“American Pastoral Past Times” | Credit: Thomas Stoeckinger

HOPE ON THE WAY

UCSB Arts & Lectures announced its 2021-2022 season on Tuesday, August 31, in an event at the Santa Barbara Historical Museum, and it’s a dual initiative that combines two distinct themes. In fact, ever since the mad scramble that was 2020-2021, A&L has been operating on two distinct yet overlapping tracks. 

The main one, Creating Hope, distills all of what they wish to share in the way of culture that encourages people to move forward together in the face of ongoing uncertainty about our health, our climate, and our world. Creating Hope began last spring, when His Holiness the Dalai Lama participated in a conversation with Pico Iyer on this theme, and went on to include talks and performances by Yo-Yo Ma, Anne Lamott, and chef José Andrés. The series continues this fall, beginning with a concert by the Wood Brothers on Tuesday, October 12, at The Granada Theatre; and a recital on Thursday, October 14, at the Rockwood featuring the Danish String Quartet. 

The other track, which ran throughout last season as the Race to Justice, returns this year under the label Justice for All. This series kicks off with a talk by Julian Castro, former U.S. Secretary of Housing and Urban Development and a candidate for POTUS in the 2020 Democratic primaries. Castro will speak at UCSB’s Campbell Hall on Sunday, October 10. The provocative title of his address is “Waking Up from My American Dream.” Later in the season, look for bestselling author Roxane Gay to light things up with her take on “Bad Feminism.”

To read the Indy’s UCSB Arts & Lectures season preview, click here. To learn more and purchase tickets, visit their site

NEXT-GENERATION ARTISTS AND WRITERS

This week’s issue features work by Ryan P. Cruz and Nicholas Liu, two new additions to the Independent’s writing team. Check out Cruz’s story about the SBIFF Film Camp in our cover package this Thursday, and read Liu’s review of Unending, the UCSB MFA class of 2020 exhibition here

BALLET BOYS

Credit: Courtesy

Men dancing in pointe shoes is definitely a thing, and if you want to know more about how that works, you can read my review of Best of Ballet22 here. Below, see some extra pictures from the performance. 
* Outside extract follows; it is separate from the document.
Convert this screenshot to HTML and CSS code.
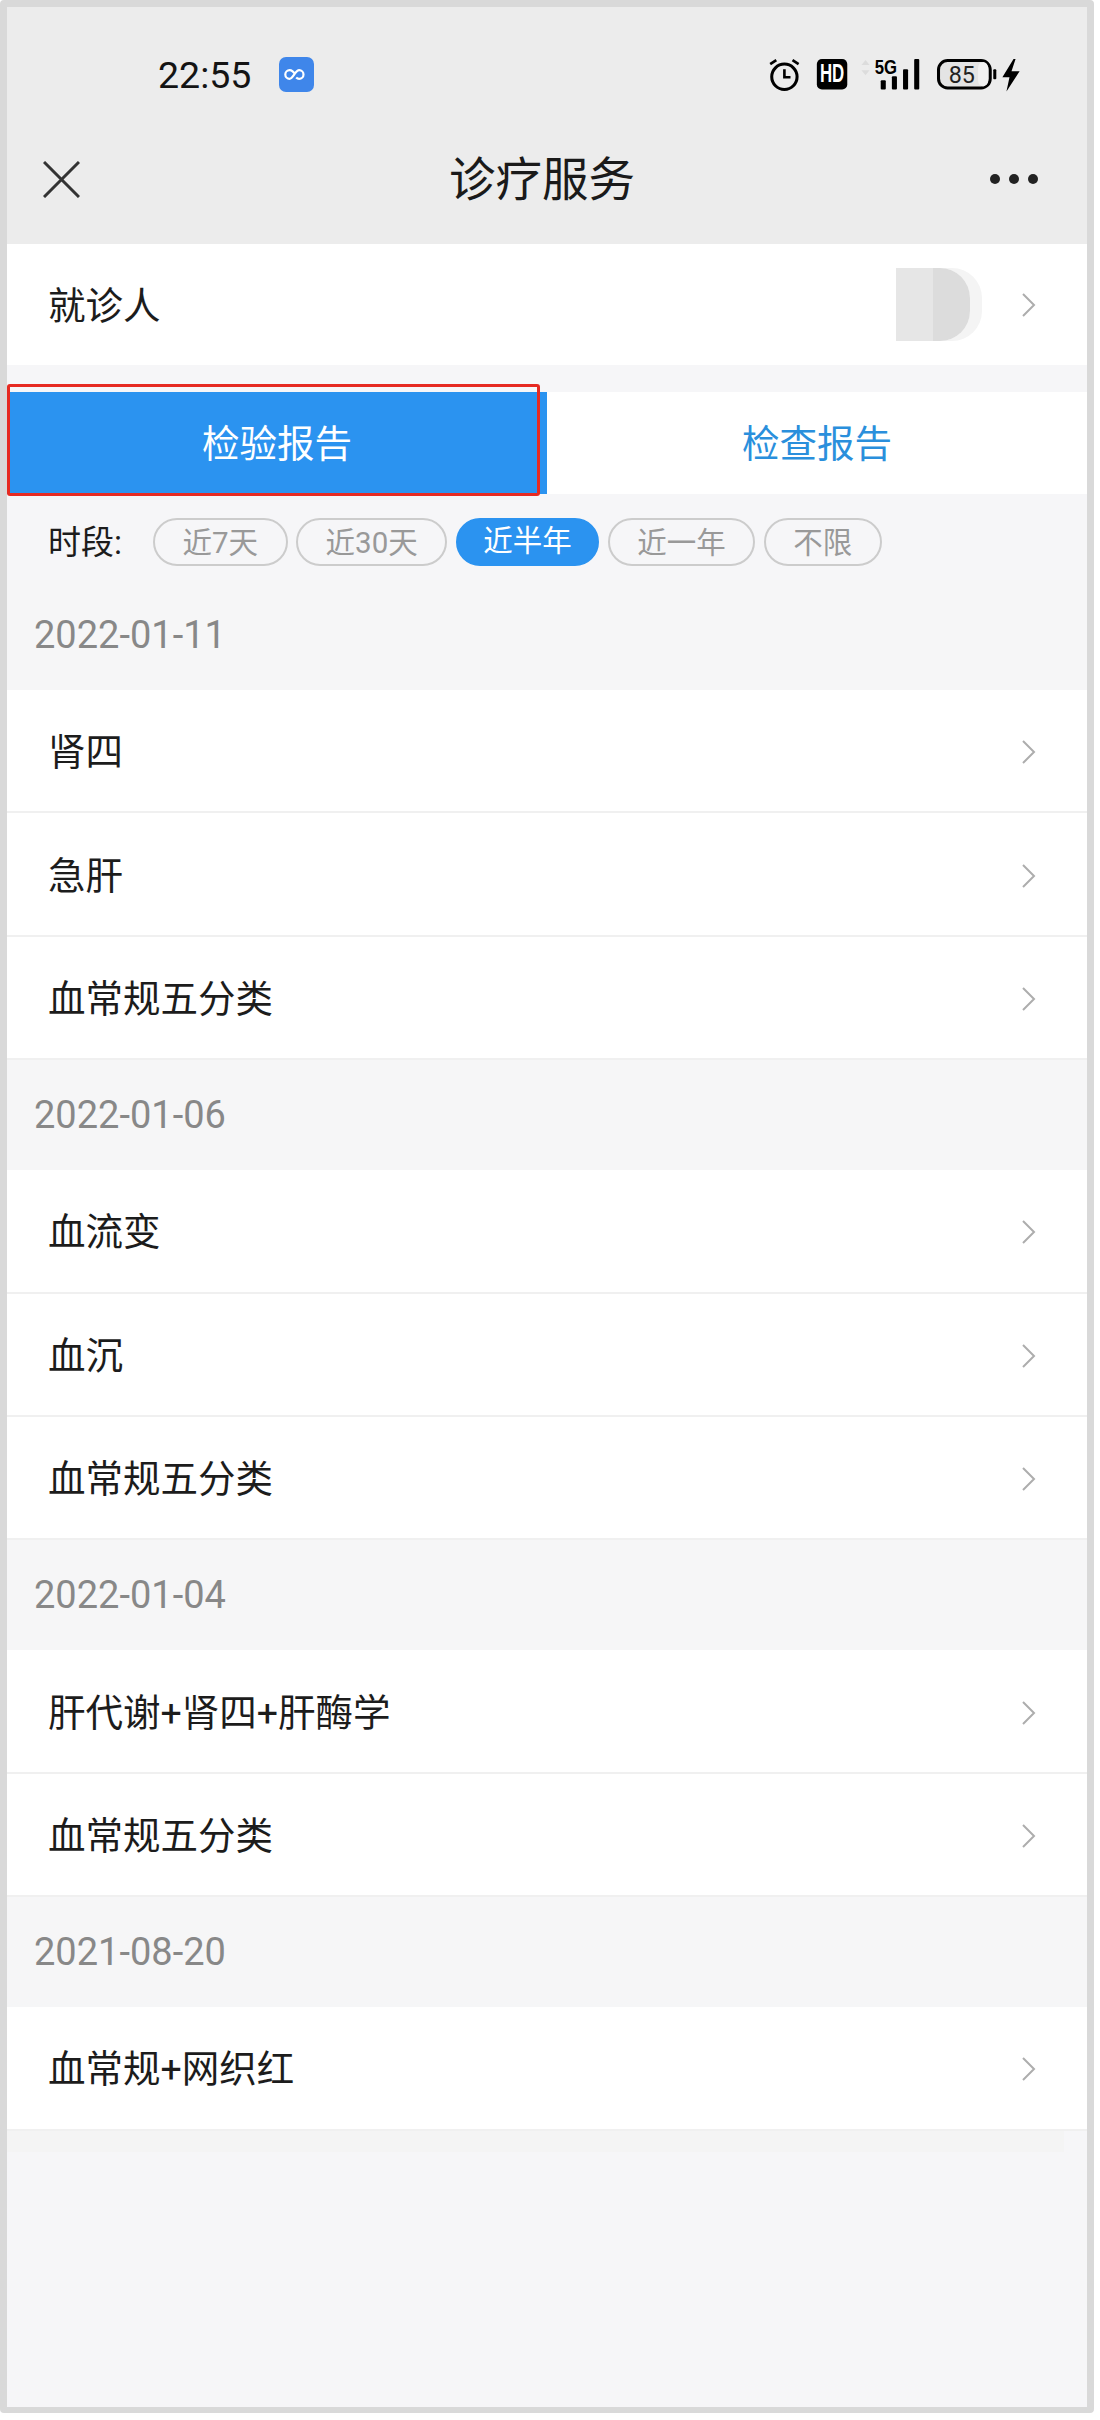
FILE: index.html
```html
<!DOCTYPE html>
<html lang="zh-CN">
<head>
<meta charset="utf-8">
<title>诊疗服务</title>
<link rel="stylesheet" href="styles.css">
</head>
<body>
<div class="frame">
  <header class="top">
    <div class="status">
      <span class="time">22:55</span>
      <svg class="app-icon" viewBox="0 0 35 35"><rect width="35" height="35" rx="7" fill="#3f86ea"/><path d="M16 17.5c-1.6-3-3.4-4.3-5.4-4.3a4.3 4.3 0 0 0 0 8.6c3.6 0 5.6-8.6 9.6-8.6a4.3 4.3 0 0 1 0 8.6c-1.2 0-2.2-.5-3-1.4" fill="none" stroke="#fff" stroke-width="2.2"/></svg>
      <svg class="status-icons" viewBox="0 0 260 36">
        <g fill="none" stroke="#000">
          <circle cx="15" cy="19.500" r="12.500" stroke-width="3"/>
          <path d="M15 12v8h6" stroke-width="2.600"/>
          <path d="M1 7l6-4M29 7l-6-4" stroke-width="2.600"/>
        </g>
        <rect x="47" y="2" width="30" height="30" rx="5" fill="#000"/>
        <text class="hd" x="62" y="24.500" text-anchor="middle" textLength="24" lengthAdjust="spacingAndGlyphs">HD</text>
        <path d="M91 8l4-5 4 5zM91 13l4 5 4-5z" fill="#dcdcdc"/>
        <text class="fiveg" x="104" y="17" textLength="22" lengthAdjust="spacingAndGlyphs">5G</text>
        <g fill="#000">
          <rect x="110" y="23" width="5" height="9" rx="1"/>
          <rect x="121" y="19" width="5" height="13" rx="1"/>
          <rect x="132" y="12" width="5" height="20" rx="1"/>
          <rect x="143" y="2" width="5" height="30" rx="1"/>
        </g>
        <rect x="167" y="3.500" width="51" height="27" rx="9" fill="#e4e4e4" stroke="#000" stroke-width="3"/>
        <rect x="206" y="5" width="10" height="24" rx="6" fill="#f1f1f1"/>
        <text class="batt" x="190" y="25.500" text-anchor="middle">85</text>
        <rect x="221" y="12" width="3" height="10" rx="1" fill="#000"/>
        <path d="M241 2l-11 18h7l-3 14 13-20h-8l4-12z" fill="#000"/>
      </svg>
    </div>
    <nav class="nav">
      <svg class="close" viewBox="0 0 37 37"><path d="M1 1l35 35M36 1L1 36" fill="none" stroke="#333" stroke-width="3"/></svg>
      <h1 class="title">诊疗服务</h1>
      <div class="dots"><i></i><i></i><i></i></div>
    </nav>
  </header>

  <div class="patient">
    <span class="patient-label">就诊人</span>
    <div class="blurred"></div>
    <svg class="chevron" viewBox="0 0 14 24"><path d="M1 1l11 11L1 23"/></svg>
  </div>

  <div class="tabs">
    <div class="tab tab-on">检验报告</div>
    <div class="tab">检查报告</div>
    <div class="redbox"></div>
  </div>

  <div class="filter">
    <span class="filter-label">时段:</span>
    <span class="chip">近7天</span>
    <span class="chip">近30天</span>
    <span class="chip chip-on">近半年</span>
    <span class="chip">近一年</span>
    <span class="chip">不限</span>
  </div>

  <div class="date">2022-01-11</div>
  <div class="row"><span class="row-text">肾四</span><svg class="chevron" viewBox="0 0 14 24"><path d="M1 1l11 11L1 23"/></svg></div>
  <div class="row"><span class="row-text">急肝</span><svg class="chevron" viewBox="0 0 14 24"><path d="M1 1l11 11L1 23"/></svg></div>
  <div class="row"><span class="row-text">血常规五分类</span><svg class="chevron" viewBox="0 0 14 24"><path d="M1 1l11 11L1 23"/></svg></div>

  <div class="date">2022-01-06</div>
  <div class="row"><span class="row-text">血流变</span><svg class="chevron" viewBox="0 0 14 24"><path d="M1 1l11 11L1 23"/></svg></div>
  <div class="row"><span class="row-text">血沉</span><svg class="chevron" viewBox="0 0 14 24"><path d="M1 1l11 11L1 23"/></svg></div>
  <div class="row"><span class="row-text">血常规五分类</span><svg class="chevron" viewBox="0 0 14 24"><path d="M1 1l11 11L1 23"/></svg></div>

  <div class="date">2022-01-04</div>
  <div class="row"><span class="row-text">肝代谢+肾四+肝酶学</span><svg class="chevron" viewBox="0 0 14 24"><path d="M1 1l11 11L1 23"/></svg></div>
  <div class="row"><span class="row-text">血常规五分类</span><svg class="chevron" viewBox="0 0 14 24"><path d="M1 1l11 11L1 23"/></svg></div>

  <div class="date">2021-08-20</div>
  <div class="row"><span class="row-text">血常规+网织红</span><svg class="chevron" viewBox="0 0 14 24"><path d="M1 1l11 11L1 23"/></svg></div>
  <div class="tail"></div>
</div>
</body>
</html>
```

FILE: styles.css
```css
* { box-sizing: border-box; }
html, body { margin: 0; padding: 0; background: #fff; }
body { font-family: Roboto, "Noto Sans CJK SC", sans-serif; color: #1c1c1c; }

.frame {
  width: 1094px;
  height: 2413px;
  border: 7px solid #d9d9d9;
  border-bottom-width: 6px;
  border-radius: 4px;
  background: #f6f6f8;
}

.top { background: #ececec; height: 237px; }

.status {
  height: 136px;
  display: flex;
  align-items: center;
  padding-left: 151px;
}
.time { font-size: 37.500px; width: 121px; color: #141414; }
.app-icon { width: 35px; height: 35px; margin-top: -1px; }
.status-icons { width: 264px; height: 36.500px; margin-left: 455px; }
.hd { font: 700 25px "Liberation Sans", sans-serif; fill: #fff; }
.fiveg { font: 700 20px "Liberation Sans", sans-serif; fill: #000; }
.batt { font: 400 23px Roboto, sans-serif; fill: #222; }

.nav {
  height: 74px;
  display: flex;
  align-items: center;
  padding: 0 49px 0 36px;
}
.close { width: 37px; height: 37px; margin-top: -2px; }
.title {
  margin: 0 0 0 369px;
  font-size: 46.500px;
  font-weight: 400;
  line-height: 74px;
  color: #1a1a1a;
}
.dots { margin-left: auto; display: flex; gap: 9px; margin-top: -2px; }
.dots i { width: 10px; height: 10px; border-radius: 50%; background: #222; }

.patient {
  height: 121px;
  background: #fff;
  display: flex;
  align-items: center;
  padding: 0 51px 0 41px;
  margin-bottom: 27px;
}
.patient-label { font-size: 37.500px; flex: 1; margin-top: -5px; }
.blurred {
  width: 74px;
  height: 73px;
  margin-right: 52px;
  border-radius: 0 30px 30px 0;
  background: linear-gradient(90deg, #e6e6e6 50%, #dcdcdc 50%);
  box-shadow: 12px 0 0 #f4f4f4;
}

.chevron {
  width: 14px;
  height: 24px;
  fill: none;
  stroke: #adadad;
  stroke-width: 2;
  flex: none;
}

.tabs { position: relative; display: flex; height: 102px; background: #fff; }
.tab {
  width: 540px;
  display: flex;
  align-items: center;
  justify-content: center;
  padding-bottom: 5px;
  font-size: 37.500px;
  color: #2a8fdc;
}
.tab-on { background: #2b93f0; color: #fff; }
.redbox {
  position: absolute;
  left: 0;
  top: -8px;
  width: 533px;
  height: 112px;
  border: 3px solid #e62a22;
  border-radius: 3px;
}

.filter {
  display: flex;
  align-items: center;
  gap: 8.500px;
  padding: 24px 0 14px 41px;
}
.filter-label { font-size: 33px; width: 96.500px; margin-top: -4px; color: #1c1c1c; }
.chip {
  height: 48px;
  padding: 0 27.500px;
  border: 2px solid #cccccc;
  border-radius: 24px;
  font-size: 29.500px;
  line-height: 46px;
  color: #999;
}
.chip-on { background: #2b93f0; border-color: #2b93f0; color: #fff; padding: 0 25.500px; line-height: 42px; }

.date {
  height: 110px;
  display: flex;
  align-items: center;
  padding-left: 27px;
  font-size: 38px;
  color: #888;
  background: #f6f6f7;
}

.row {
  height: 123.400px;
  background: #fff;
  border-bottom: 2px solid #f0f0f0;
  display: flex;
  align-items: center;
  justify-content: space-between;
  padding: 0 51px 0 41px;
  font-size: 37.500px;
}
.row .chevron { margin-top: 3px; }
.row-text { margin-top: -4px; }

.tail { height: 21px; width: 1057px; background: #f4f4f4; }
```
This edition of ON Culture was originally emailed to subscribers on April 12, 2024. To receive Leslie Dinaberg’s arts newsletter in your inbox on Fridays, sign up at independent.com/newsletters.


DURLING’S OPUS

Credit: Erick Madrid

SBIFF Executive Director Roger Durling has written an impressive new book called Cinema in Flux, and you can read all about it in this week’s cover story on Thursday. For even more on the book, check out this week’s The Indy podcast when it goes live later this week.

THE LONG LISTEN

It’s rare indeed for an important classical composer to emerge from near-total obscurity and take the music world by storm, but that’s exactly what is happening now with the work of African-American composer Julius Eastman. A prodigious singer and pianist, Eastman burst onto the scene for the first time in 1969 as the vocalist on the initial recording of Peter Maxwell Davies’s “Eight Songs for a Mad King.” It’s a tour de force of extended vocal technique that clearly influenced such emerging avant-gardists as Phil Minton and Dagmar Krause. 

Following that auspicious debut, Eastman achieved further fame and eventual notoriety as a minimalist composer and an outspoken advocate for gay rights. Sliding into addiction in the early 1980s, Eastman lost his East Village apartment and became unhoused for most of the next decade until his early demise at the age of 49 in May 1990. Although much of his music was lost in the chaotic period following his eviction, scholars and musicians in recent years have managed to salvage and record a significant portion of his output. 

In 2021, Eastman’s music is finally getting the attention it deserves. Over Labor Day weekend, a group of musicians organized by American Modern Opera Company and featuring the Music Academy of the West faculty member Conor Hanick will present Eastman, a multidimensional performance piece about him and featuring his music at the Amph on Little Island in Manhattan. Listeners at home have two recent releases through which to acquaint themselves with Eastman’s work: Wild Up’s 2021 recording of his chamber work Femenine on the New Amsterdam label and the 2021 recording of Three Extended Pieces for Four Pianos on Sub Rosa. Anyone with even the slightest interest in American music, minimalism, and/or contemporary composition owes it to themselves to give these amazing works a listen. Fair warning, though — Eastman’s music is as beautifully listenable as his titles are offensive, and most of it is loooong!